Last updated on April 12th, 2013 at 09:16 am
Singapore is one of the easiest jurisdictions in the world to incorporate a company thanks to streamlined business registration processes. Singapore is also governed by a set of reasonable company laws that work to minimize red tape and allow new companies to flourish. The following information details who benefits from Singapore company law and what legal rights and duties investors should be aware of.
Singapore is one of the most popular jurisdictions for registering an offshore company amongst entrepreneurs, thanks in large part to beneficial company law. Company registration is simplified down to three easy steps that can be completed in just three days, with minimal cost and no minimum capital to be paid-up. As is detailed in the Singapore Companies Act of 1963, which governs all Singapore companies, the first step is to gain approval for the desired company name from the Accounting and Corporate Regulatory Authority of Singapore (ACRA). The only limitations on company name choice are that the name must be unique and it may not be deemed undesirable.
The next step is for the company to submit all necessary documents, including a memorandum and articles of association. Section 19(1) of the companies act requires the memorandum to detail the total share capital invested and the individual liability of each investor, while the articles of association must outline the regulations under which the company will be governed. ACRA may also request documents detailing the particulars of all shareholders and directors, a Statutory Declaration of compliance and the consent of the director and secretary.
This simplified company setup process is a huge benefit to entrepreneurs who may not be familiar with incorporation methods, but perhaps the biggest draw is the ability to legally house tax-exempt profits, as is determined by Singapore law. Even with recent amendments, all new Singapore companies are fully exempt from corporate tax on the first S$100,000, and 50% o the next S$200,000, each year for the first three years. If the Singapore company is properly structured, the investors may also avoid paying withholding tax on profits.
The same set of laws that allow entrepreneurs tax exemption is also a huge boon to tax authorities trying to combat tax evasion. While Singapore is a low-tax jurisdiction, it has adequately combated being labeled a tax haven thanks to a multitude of double taxation treaties that ensure full disclosure with international tax authorities. Companies are required to submit annual financial statements and in some cases, an annual audit is required as well.

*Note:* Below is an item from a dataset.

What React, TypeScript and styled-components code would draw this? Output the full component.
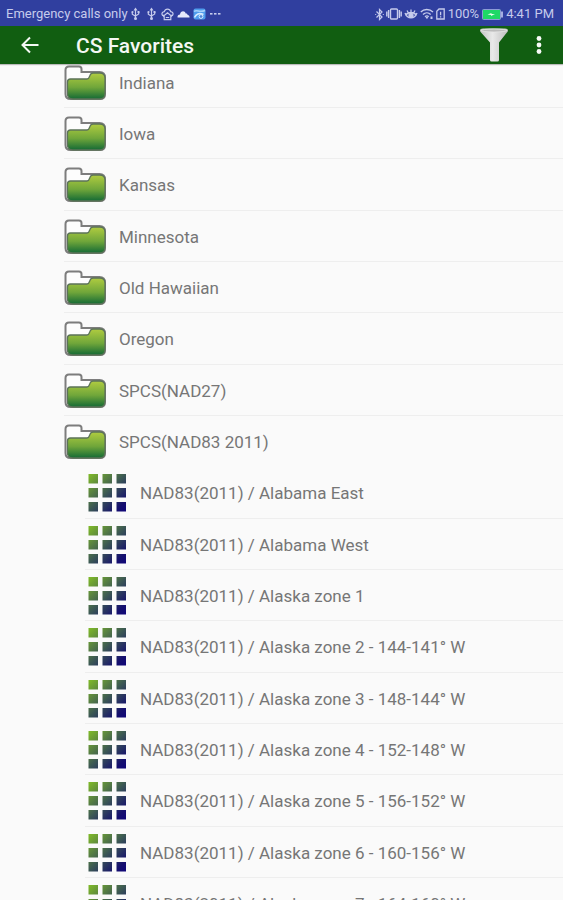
import React from "react";
import styled, { createGlobalStyle } from "styled-components";

const GlobalStyle = createGlobalStyle`
  * { box-sizing: border-box; }
  body {
    margin: 0;
    background: #fafafa;
    font-family: Roboto, "Noto Sans", sans-serif;
  }
`;

const Screen = styled.div`
  display: flex;
  flex-direction: column;
  height: 100vh;
  overflow: hidden;
  background: #fafafa;
`;

const StatusBar = styled.div`
  display: flex;
  flex: none;
  align-items: center;
  justify-content: space-between;
  height: 26px;
  padding: 2px 9px 0 6px;
  background: #303f9f;
  color: #c6cbec;
  font-size: 13px;
  line-height: 16px;
  white-space: nowrap;
`;

const StatusGroup = styled.div<{ $gap: number }>`
  display: flex;
  align-items: center;
  gap: ${(p) => p.$gap}px;
  svg { display: block; flex: none; }
`;

const NoticeSlot = styled.span`
  display: flex;
  justify-content: center;
  width: 16px;
`;

const Toolbar = styled.header`
  position: relative;
  z-index: 1;
  display: flex;
  flex: none;
  align-items: center;
  height: 38px;
  padding: 0 12px 0 18px;
  background: #115e11;
  box-shadow: 0 1px 1px rgba(0, 0, 0, 0.25);
`;

const Title = styled.h1`
  flex: 1;
  margin: 2px 0 0 34px;
  color: #f4f8f4;
  font-size: 21px;
  font-weight: 500;
  line-height: 24px;
`;

const Actions = styled.div`
  display: flex;
  align-items: center;
  gap: 12px;
`;

const IconButton = styled.button<{ $width: number }>`
  display: flex;
  align-items: center;
  justify-content: center;
  width: ${(p) => p.$width}px;
  height: 38px;
  padding: 0;
  border: 0;
  background: none;
  cursor: pointer;
`;

const ListViewport = styled.main`
  flex: 1;
  min-height: 0;
  overflow: hidden;
`;

const List = styled.ul`
  margin: -7px 0 0;
  padding: 0;
  list-style: none;
`;

const Row = styled.li<{ $nested: boolean; $divider: boolean }>`
  height: 51px;
  margin-left: ${(p) => (p.$nested ? 85 : 64)}px;
  border-bottom: 1px solid ${(p) => (p.$divider ? "#eeeeee" : "transparent")};
  &:nth-child(3n) { height: 52px; }
`;

const RowButton = styled.button<{ $nested: boolean }>`
  display: flex;
  align-items: center;
  gap: ${(p) => (p.$nested ? 13 : 12)}px;
  width: 100%;
  height: 100%;
  padding: 1px 0 0 ${(p) => (p.$nested ? 3 : 0)}px;
  border: 0;
  background: none;
  color: #767676;
  font-family: inherit;
  font-size: 17px;
  line-height: 24px;
  text-align: left;
  white-space: nowrap;
  cursor: pointer;
  svg { display: block; flex: none; }
`;

const UsbIcon = () => (
  <svg width="9" height="14" viewBox="0 0 9 14" fill="none" stroke="currentColor" strokeWidth="1.2">
    <path d="M4.5 2v9M1.3 5v2.2l3.2 2M7.7 5v2l-3.2 2" />
    <path d="M4.5 .5 6.5 3.5h-4z" fill="currentColor" stroke="none" />
    <circle cx="1.5" cy="5" r="1.1" fill="currentColor" stroke="none" />
    <path d="M6.5 4h2v2h-2z" fill="currentColor" stroke="none" />
    <circle cx="4.5" cy="11.5" r="1.5" fill="currentColor" stroke="none" />
  </svg>
);

const HouseIcon = () => (
  <svg width="13" height="13" viewBox="0 0 13 13" fill="none" stroke="currentColor" strokeWidth="1.2">
    <path d="M3 7.300H1.500C.2 5.500 1.500 3.800 3.300 3.700 4.300.3 8.700.3 9.700 3.700c1.800.1 3.100 1.800 1.800 3.600H10" />
    <path d="M2 8.500 6.500 4.700 11 8.500M3.200 8v3.700h6.600V8M4.800 9.500h3.400" />
  </svg>
);

const CloudIcon = () => (
  <svg width="13" height="8" viewBox="0 0 13 8" fill="#e6e9fb">
    <path d="M.5 7.500C.3 5.500 1.500 4.500 3 4.500 3.500.3 8 .2 8.700 3.500c1.200-.2 1.800.5 2 1.500 1.300.2 1.900 1 1.900 2.500z" />
  </svg>
);

const PhotoIcon = () => (
  <svg width="13" height="12" viewBox="0 0 13 12">
    <rect x=".5" y=".5" width="12" height="11" rx="2" fill="#4f9ded" />
    <path d="M1 3.500C4 1 6 5 12 2.500" fill="none" stroke="#a7d2fa" strokeWidth="1.500" />
    <path d="M1.500 9.500C3 6 6 4.500 10.500 6.500" fill="none" stroke="#d7ecff" strokeWidth="1.600" />
    <circle cx="8" cy="8.500" r="1.900" fill="#4f86d8" stroke="#d7ecff" />
  </svg>
);

const MoreDots = () => (
  <svg width="11" height="4" viewBox="0 0 11 4" fill="currentColor">
    <rect y="1" width="2.500" height="1.600" />
    <rect x="4" y="1" width="2.500" height="1.600" />
    <rect x="8" y="1" width="2.500" height="1.600" />
  </svg>
);

const BluetoothIcon = () => (
  <svg width="9" height="13" viewBox="0 0 9 13" fill="none" stroke="currentColor" strokeWidth="1.200">
    <path d="M1.500 3.500 7 9 4.500 11.500v-10L7 4 1.500 9.500" />
    <path d="M.2 6.500h1M7.800 6.500h1" />
  </svg>
);

const VibrateIcon = () => (
  <svg width="16" height="12" viewBox="0 0 16 12" fill="none" stroke="currentColor" strokeWidth="1.400">
    <rect x="4.500" y="1" width="7" height="10" rx="1" />
    <path d="M2.600 2v8M.8 3.500v5M13.400 2v8M15.200 3.500v5" />
  </svg>
);

const EyeIcon = () => (
  <svg width="14" height="12" viewBox="0 0 14 12" fill="none" stroke="currentColor" strokeWidth="1.300">
    <path d="M1 5C3.500 11.500 10.500 11.500 13 5M1.500 7.500C4 3.500 10 3.500 12.500 7.500M3 2.500l1.200 2M7 1.500V4M11 2.500l-1.200 2" />
    <circle cx="7" cy="7.300" r="2" fill="currentColor" />
  </svg>
);

const WifiIcon = () => (
  <svg width="14" height="12" viewBox="0 0 14 12" fill="none" stroke="currentColor" strokeWidth="1.400">
    <path d="M.8 4C4 .7 9.500.7 13 4M3 6.500c2.200-2.200 5.500-2.200 7.700 0M5 8.700c1.200-1 2.700-1 3.700 0" />
    <path d="M5.500 9h2.700L7 11.200zM10.500 8.500h2v2.500h-2z" fill="currentColor" stroke="none" />
  </svg>
);

const SimIcon = () => (
  <svg width="9" height="12" viewBox="0 0 9 12" fill="none" stroke="currentColor" strokeWidth="1.300">
    <path d="M.8 3.200 3 1h5.200v10H.8zM4.600 3.800v3.400M4.600 8.200v1.300" />
  </svg>
);

const BatteryIcon = () => (
  <svg width="21" height="11" viewBox="0 0 21 11">
    <rect x=".5" y=".5" width="18" height="10" rx="1" fill="#1fd866" stroke="#8d9bd6" />
    <path d="M19 2.500h2v6h-2z" fill="#a5afe0" />
    <path d="M5.500 5.500 9.500 4v1H13L9 7V6z" fill="#e9fff0" />
  </svg>
);

const BackIcon = () => (
  <svg width="20" height="18" viewBox="0 0 20 18" fill="none" stroke="#f4f8f4" strokeWidth="2">
    <path d="M18.500 9H3M10 1.500 2.500 9l7.500 7.500" />
  </svg>
);

const FunnelIcon = () => (
  <svg width="30" height="36" viewBox="0 0 30 36">
    <defs>
      <linearGradient id="funnel" x1="0" x2="1">
        <stop offset="0" stopColor="#c4c4c4" />
        <stop offset=".45" stopColor="#e9e9e9" />
        <stop offset="1" stopColor="#bdbdbd" />
      </linearGradient>
    </defs>
    <path
      d="M1 3.500Q1 1.500 4 1.500h22q3 0 3 2 0 1.200-1.500 2.500L20 15.500V33q0 1.500-1.500 1.500h-6Q11 34.500 11 33V15.500L2.500 6Q1 4.700 1 3.500z"
      fill="url(#funnel)"
    />
    <ellipse cx="15" cy="3.500" rx="13" ry="1.500" fill="#bcbcbc" stroke="#e6e6e6" strokeWidth=".8" />
  </svg>
);

const OverflowIcon = () => (
  <svg width="6" height="20" viewBox="0 0 6 20" fill="#f8fbf8">
    <circle cx="3" cy="3.500" r="2.400" />
    <circle cx="3" cy="10" r="2.400" />
    <circle cx="3" cy="16.500" r="2.400" />
  </svg>
);

const FolderIcon = () => (
  <svg width="43" height="36" viewBox="0 0 43 36">
    <path
      d="M1.500 5q0-3.500 3.500-3.500h10q2.500 0 2.500 2.500v3h18q5.500 0 5.500 5.500V29q0 5-5 5H6.500q-5 0-5-5z"
      fill="#fdfdfd" stroke="#7d7d7d" strokeWidth="2"
    />
    <path
      d="M3.500 17q0-3 3-3H23q1.700 0 2.200-1.800l.8-2Q26.700 8 29 8h6.500q5.500 0 5.500 5v15.500q0 5.500-5.500 5.500H9q-5.500 0-5.500-5z"
      fill="url(#folderGreen)" stroke="#5c7358" strokeWidth="1.300"
    />
  </svg>
);

const GridIcon = () => (
  <svg width="39" height="38" viewBox="0 0 39 38" fill="url(#gridBlend)">
    <path d="M.5 0h9.500v9.500h-9.500zM14.500 0h9.500v9.500h-9.500zM28.500 0h9.500v9.500h-9.500zM.5 14h9.500v9.500h-9.500zM14.500 14h9.500v9.500h-9.500zM28.500 14h9.500v9.500h-9.500zM.5 28h9.500v9.500h-9.500zM14.500 28h9.500v9.500h-9.500zM28.500 28h9.500v9.500h-9.500z" />
  </svg>
);

const IconPaints = styled.svg`
  position: absolute;
`;

const folders = [
  "Indiana",
  "Iowa",
  "Kansas",
  "Minnesota",
  "Old Hawaiian",
  "Oregon",
  "SPCS(NAD27)",
  "SPCS(NAD83 2011)",
];

const systems = [
  "Alabama East",
  "Alabama West",
  "Alaska zone 1",
  "Alaska zone 2 - 144-141° W",
  "Alaska zone 3 - 148-144° W",
  "Alaska zone 4 - 152-148° W",
  "Alaska zone 5 - 156-152° W",
  "Alaska zone 6 - 160-156° W",
  "Alaska zone 7 - 164-160° W",
];

const notices = [UsbIcon, UsbIcon, HouseIcon, CloudIcon, PhotoIcon, MoreDots];

export default function App() {
  return (
    <Screen>
      <GlobalStyle />
      <IconPaints width="0" height="0" aria-hidden="true">
        <defs>
          <linearGradient id="folderGreen" x1="0" y1="0" x2="0" y2="1">
            <stop offset="0" stopColor="#b0cc40" />
            <stop offset=".55" stopColor="#70a63a" />
            <stop offset="1" stopColor="#146a35" />
          </linearGradient>
          <linearGradient id="gridBlend" x1="0" y1="0" x2="1" y2="1">
            <stop offset="0" stopColor="#80bb28" />
            <stop offset=".5" stopColor="#3b5754" />
            <stop offset=".85" stopColor="#15106e" />
            <stop offset="1" stopColor="#10067a" />
          </linearGradient>
        </defs>
      </IconPaints>
      <StatusBar>
        <StatusGroup $gap={0}>
          <span>Emergency calls only</span>
          {notices.map((Notice, i) => (
            <NoticeSlot key={i}><Notice /></NoticeSlot>
          ))}
        </StatusGroup>
        <StatusGroup $gap={3}>
          <StatusGroup $gap={2}>
            <BluetoothIcon />
            <VibrateIcon />
            <EyeIcon />
            <WifiIcon />
            <SimIcon />
          </StatusGroup>
          <span>100%</span>
          <BatteryIcon />
          <span>4:41 PM</span>
        </StatusGroup>
      </StatusBar>
      <Toolbar>
        <IconButton $width={24} aria-label="Back"><BackIcon /></IconButton>
        <Title>CS Favorites</Title>
        <Actions>
          <IconButton $width={42} aria-label="Filter"><FunnelIcon /></IconButton>
          <IconButton $width={24} aria-label="More options"><OverflowIcon /></IconButton>
        </Actions>
      </Toolbar>
      <ListViewport>
        <List>
          {folders.map((name, i) => (
            <Row key={name} $nested={false} $divider={i < folders.length - 1}>
              <RowButton $nested={false}>
                <FolderIcon />
                {name}
              </RowButton>
            </Row>
          ))}
          {systems.map((name) => (
            <Row key={name} $nested $divider>
              <RowButton $nested>
                <GridIcon />
                {`NAD83(2011) / ${name}`}
              </RowButton>
            </Row>
          ))}
        </List>
      </ListViewport>
    </Screen>
  );
}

This is all bad news for tax evaders but great news for entrepreneurs, as it better provides a legal path to effective tax planning, as the majority of Singapore’s double taxation treaties help to reduce the tax burden on offshore companies. These entrepreneurs will have nothing to hide from tax authorities and can enjoy the improved reputation of Singapore in the international business world that the transparency provides.
The Singapore Economy
The Singapore Companies Act was built around a foundation of international entrepreneurs and Singapore mutually benefitting. Singapore company law is a big part of why Singapore has experienced consistently strong growth for half a century. The Act requires that at least one director of a new company be “locally resident in Singapore’. This resident director must be either a Singapore citizen, a permanent resident or be a holder of an employment pass or dependent pass. This requirement may seem difficult to foreign entrepreneurs, but it can be met with the assistant of a professional corporate services firm.

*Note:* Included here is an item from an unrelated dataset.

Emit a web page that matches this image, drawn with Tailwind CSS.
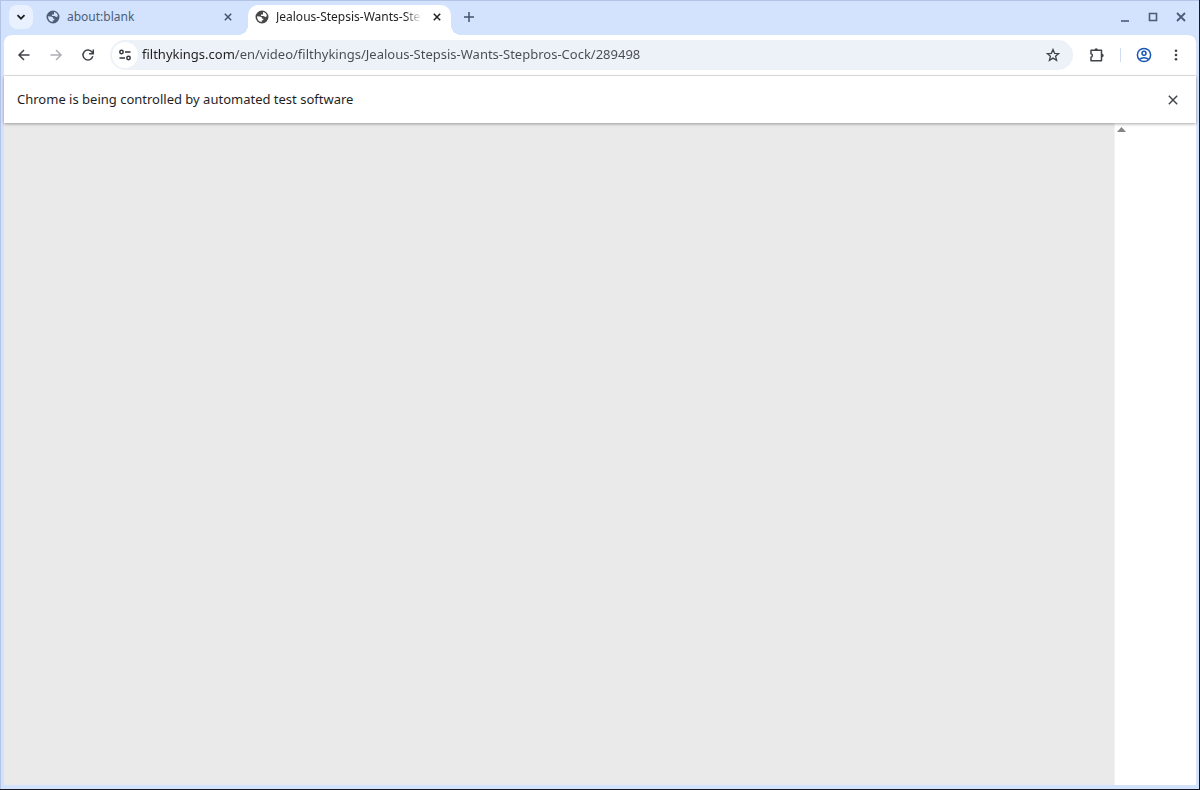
<!doctype html>
<html lang="en">

<head>
  <title>Jealous-Stepsis-Wants-Stepbros-Cock</title>
  <meta charset="UTF-8">
  <meta name="viewport" content="width=device-width, initial-scale=1.0">
  <script src="https://cdn.jsdelivr.net/npm/@tailwindcss/browser@4"></script>
</head>

<body class="flex min-h-screen flex-col border-r border-b border-[#15171c] bg-[#d3e2fd] font-['Noto_Sans','DejaVu_Sans',sans-serif] text-[#1f1f1f]">
  <div class="flex grow flex-col border-t border-l border-[#b3c3e6] pr-[3px] pb-1 pl-[3px]">
    <!-- tab strip -->
    <header class="flex h-[34px] items-end pl-[5px]">
      <button class="mb-[6px] flex size-6 items-center justify-center rounded-lg bg-[#e9f1fe]" aria-label="Search tabs">
        <svg class="size-[10px]" viewBox="0 0 10 10" fill="none" stroke="#1f1f1f" stroke-width="1.8"><path d="M1.5 3.2 5 6.7l3.5-3.5" /></svg>
      </button>
      <nav class="flex items-end">
        <div class="ml-[5px] flex h-[30px] w-[210px] items-center pr-3 pb-[6px] pl-[7px]">
          <svg class="size-4 shrink-0" viewBox="0 0 16 16" fill="#4b5f79"><path fill-rule="evenodd" d="M8 1.500a6.500 6.500 0 1 0 0 13 6.500 6.500 0 0 0 0-13zM9 3.100a5 5 0 0 1 3.900 4c-.5.8-1.200 1-2 .6C10.300 7.300 9.600 7 9 7H7V5.500h1.500c.5 0 .5-.6.500-1zM3.100 7.300l2.400.2c1.500.1 2.700.7 2.700 2.200h1.300c0 1.300-.7 1.700-1.800 1.800v1.500A5 5 0 0 1 3.100 7.300z" /></svg>
          <a href="#" class="ml-[6px] grow text-xs text-[#4b5f79]">about:blank</a>
          <button class="flex size-4 items-center justify-center" aria-label="Close tab">
            <svg class="size-2" viewBox="0 0 8 8" stroke="#41546e" stroke-width="1.500"><path d="m.8.8 6.400 6.400M7.200.8.8 7.200" /></svg>
          </button>
        </div>
        <div class="relative flex h-[30px] w-[203px] items-center rounded-t-[10px] bg-white pb-[6px] pl-[6px]">
          <span class="absolute bottom-0 -left-[10px] size-[10px] bg-[radial-gradient(circle_at_0_0,transparent_10px,white_10px)]"></span>
          <span class="absolute -right-[10px] bottom-0 size-[10px] bg-[radial-gradient(circle_at_100%_0,transparent_10px,white_10px)]"></span>
          <svg class="size-4 shrink-0" viewBox="0 0 16 16" fill="#474747"><path fill-rule="evenodd" d="M8 1.500a6.500 6.500 0 1 0 0 13 6.500 6.500 0 0 0 0-13zM9 3.100a5 5 0 0 1 3.900 4c-.5.8-1.200 1-2 .6C10.300 7.300 9.600 7 9 7H7V5.500h1.500c.5 0 .5-.6.500-1zM3.100 7.300l2.400.2c1.500.1 2.700.7 2.700 2.200h1.300c0 1.300-.7 1.700-1.800 1.800v1.500A5 5 0 0 1 3.100 7.300z" /></svg>
          <a href="#" class="ml-[6px] w-[146px] overflow-hidden mask-r-from-88% text-xs whitespace-nowrap">Jealous-Stepsis-Wants-Stepbros-Cock</a>
          <button class="ml-[7px] flex size-4 items-center justify-center" aria-label="Close tab">
            <svg class="size-2" viewBox="0 0 8 8" stroke="#1f1f1f" stroke-width="1.500"><path d="m.8.8 6.400 6.400M7.200.8.8 7.200" /></svg>
          </button>
        </div>
      </nav>
      <button class="mb-[6px] ml-[6px] flex size-6 items-center justify-center" aria-label="New tab">
        <svg class="size-[10px]" viewBox="0 0 10 10" stroke="#41546e" stroke-width="1.500"><path d="M5 0v10M0 5h10" /></svg>
      </button>
      <div class="mb-[6px] ml-auto flex h-6 items-center gap-1 pr-[3px]">
        <button class="flex size-6 items-center justify-center" aria-label="Minimize">
          <svg class="size-[10px]" viewBox="0 0 10 10" stroke="#4a5d78" stroke-width="1.600"><path d="M1 9h8" /></svg>
        </button>
        <button class="flex size-6 items-center justify-center" aria-label="Maximize">
          <svg class="size-[10px]" viewBox="0 0 10 10" fill="none" stroke="#4a5d78" stroke-width="1.600"><path d="M1.500 1.500h7v7h-7z" /></svg>
        </button>
        <button class="flex size-6 items-center justify-center" aria-label="Close">
          <svg class="size-[10px]" viewBox="0 0 10 10" stroke="#4a5d78" stroke-width="1.800"><path d="m1 1 8 8M9 1 1 9" /></svg>
        </button>
      </div>
    </header>

    <!-- toolbar -->
    <div class="flex h-[41px] items-center rounded-t-lg border-b border-[#e4e6e9] bg-white px-2">
      <div class="flex gap-2">
        <button class="flex size-6 items-center justify-center" aria-label="Back">
          <svg class="size-4" viewBox="0 0 16 16" fill="none" stroke="#404347" stroke-width="1.500"><path d="M13.500 8h-10M8 3 3 8l5 5" /></svg>
        </button>
        <button class="flex size-6 items-center justify-center" aria-label="Forward" disabled>
          <svg class="size-4" viewBox="0 0 16 16" fill="none" stroke="#adafb2" stroke-width="1.500"><path d="M2.500 8h10M8 3l5 5-5 5" /></svg>
        </button>
        <button class="flex size-6 items-center justify-center" aria-label="Reload">
          <svg class="size-4" viewBox="0 0 16 16" fill="none" stroke="#404347" stroke-width="1.500"><path d="M12.800 9.300A5 5 0 1 1 12 5l1 1.300M13.300 2.500v4.200H9.100" /></svg>
        </button>
      </div>
      <form class="ml-[10px] flex h-[30px] grow items-center rounded-full bg-[#edf1f8] pr-2 pl-[2px]">
        <button type="button" class="flex size-[26px] shrink-0 items-center justify-center rounded-full bg-white" aria-label="View site information">
          <svg class="size-3" viewBox="0 0 12 12" fill="none" stroke="#33363a" stroke-width="1.500"><circle cx="2.500" cy="3" r="1.700" /><path d="M6 3h5.500M.5 9H6" /><circle cx="9.500" cy="9" r="1.700" /></svg>
        </button>
        <input type="text" aria-label="Address" value="filthykings.com/en/video/filthykings/Jealous-Stepsis-Wants-Stepbros-Cock/289498" class="ml-1 min-w-0 grow bg-[linear-gradient(90deg,#1f1f1f_93px,#474b50_93px)] bg-clip-text text-[13px] text-transparent outline-none">
        <button type="button" class="flex size-6 items-center justify-center" aria-label="Bookmark this tab">
          <svg class="size-[14px]" viewBox="0 0 14 14" fill="none" stroke="#404347" stroke-width="1.300"><path d="m7 1.500 1.600 3.800 4.100.3-3.100 2.700 1 4L7 10.100l-3.600 2.200 1-4-3.100-2.700 4.100-.3z" /></svg>
        </button>
      </form>
      <button class="ml-3 flex size-6 items-center justify-center" aria-label="Extensions">
        <svg class="size-4" viewBox="0 0 16 16" fill="none" stroke="#404347" stroke-width="1.500" stroke-linejoin="round"><path d="M2 3.200h10.500v10.500H2v-3.500a1.800 1.800 0 0 0 0-3.500z" /><path fill="#404347" stroke="none" d="M5.500 3a1.700 1.700 0 0 1 3.400 0zM13 6.800a1.700 1.700 0 0 1 0 3.400z" /></svg>
      </button>
      <span class="mx-[11px] h-[14px] w-px bg-[#d0dcf0]"></span>
      <button class="flex size-6 items-center justify-center" aria-label="Profile">
        <svg class="size-4" viewBox="0 0 16 16" fill="none" stroke="#1b57b5" stroke-width="1.500"><circle cx="8" cy="8" r="6.600" /><circle cx="8" cy="6.300" r="2" /><path d="M3.300 12.500c2.500-2.300 6.900-2.300 9.400 0" /></svg>
      </button>
      <button class="ml-2 flex size-6 items-center justify-center" aria-label="Menu">
        <svg class="size-3" viewBox="0 0 12 12" fill="#404347"><circle cx="6" cy="1.700" r="1.300" /><circle cx="6" cy="6" r="1.300" /><circle cx="6" cy="10.300" r="1.300" /></svg>
      </button>
    </div>

    <!-- info bar -->
    <div class="z-10 flex h-[47px] items-center justify-between bg-white pr-[11px] pl-[13px] shadow-[0_1px_3px_#00000059]">
      <p class="text-[13px]">Chrome is being controlled by automated test software</p>
      <button class="flex size-6 items-center justify-center" aria-label="Dismiss">
        <svg class="size-[10px]" viewBox="0 0 10 10" stroke="#404347" stroke-width="1.400"><path d="m.8.8 8.400 8.400M9.200.8.8 9.200" /></svg>
      </button>
    </div>

    <!-- page -->
    <main class="flex grow bg-white">
      <div class="grow border-r border-[#f3f3f3] bg-[#eaeaea]"></div>
      <aside class="w-[81px] pt-1 pl-[2px]">
        <svg class="h-[5px] w-[9px]" viewBox="0 0 9 5" fill="#858585"><path d="M0 5 4.500 0 9 5z" /></svg>
      </aside>
    </main>
  </div>
</body>

</html>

The Act also protects Singapore from companies that incur irresponsible debts and from capital fight. Singapore Limited Liability companies work as most LLCs do, in that the debts incurred by the company are its own, and no shareholder is responsible for it beyond their investment. However, Sections 339(3) and 340(2) of the Companies Act state that if debts are incurred “without any reasonable or probable expectation that the company would be able to pay the debts” the members and directors of the company can be held personally liable for the debts. Furthermore, egregious breaches of this nature may be considered in violation of section 157(1), classified as dishonest behaviour of the director, which may result in imprisonment.
The Act also prevents companies from returning capital to their members. Members may be paid dividends, but they must be sourced from profits and not from capital. Section 73(1) of the act does allow for capital to be returned if paid-up capital is lost or if shares are in excess of what the company needs.
These policies should be beneficial to any entrepreneur engaging in legitimate business with their Singapore company, as they only stand to enhance the stability and security of the Singapore business environment for years to come. Singapore company laws as a whole are business friendly and reasonable, making a Singapore company an attractive option for entrepreneurs in need of a stable environment to start a company.